I am back again and I have gambled again I dont know why I did again I know i have tried to find out why but I do know why.

I stop going to meetings to GA and I also stop writing on this as well, I get too complacant and think if i stop going to GA or write here i wil be fine.

But I know what it is an the way i get the money even thou i have put up barriers, i know if i get doing that then i will lose the trust of the people that are helping me and i dont want that.

I know it is coming up to christmas and i am going home to see my family in Ireland and i can't wait but i think one of the reasons i do gamble is because i dont see them enough, i need to go more to see them than i usually do.

But when i do go home i dont gamble and i do more around the house to help my mother and maybe i feel that when i leave home to go back to derby i leave that person behind and after a while i go back to being what i hate being.

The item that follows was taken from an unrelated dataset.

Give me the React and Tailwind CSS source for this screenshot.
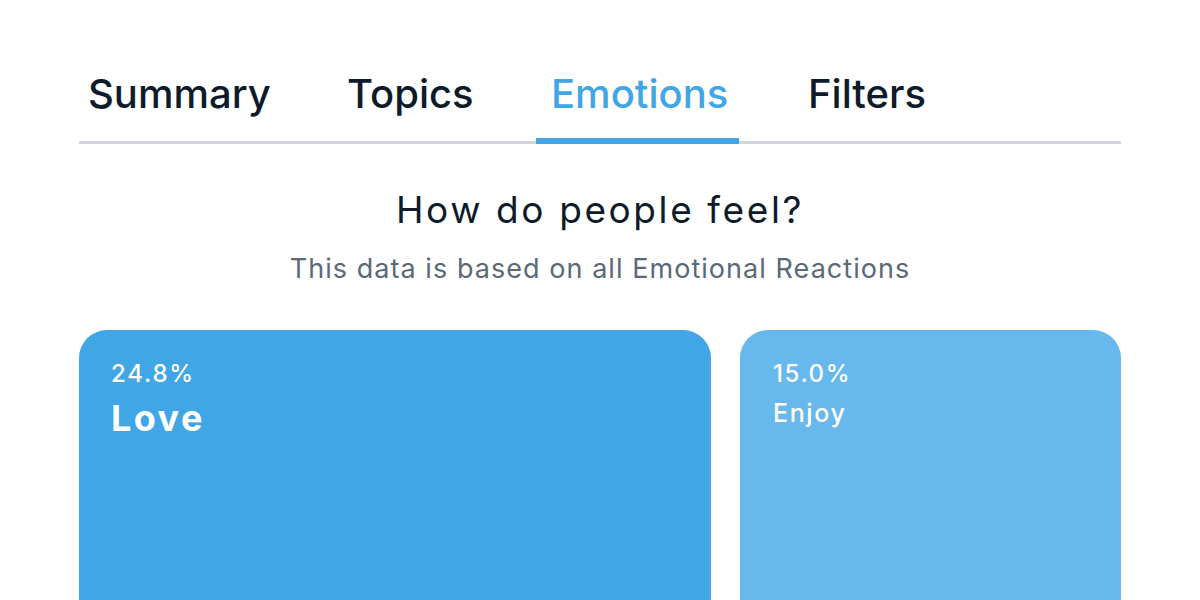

I hate writing about myself but i know when i am on this site it has helped me and i do feel happy about myself, but i don't know why i hate myself when i have been in counselling a few times to look in my past.

I still dont know why but i know i have stopped gambling for long periods of time but it has been this year that for the last 7 months have been hard for me since my gf left me but i know there was a lot of issues but maybe i really never got over the break up.

Also these days there is a lot of ads for gambling I dont care about horse racing or sports betting but i am more tempted by scrathcards and slots but i know I need to resist the scrathcards as when i stop getting them it i dont go back to the slots.

I will leave it at this and for today i will not gamble

 
Posted : 6th December 2017 8:58 pm
(@Anonymous)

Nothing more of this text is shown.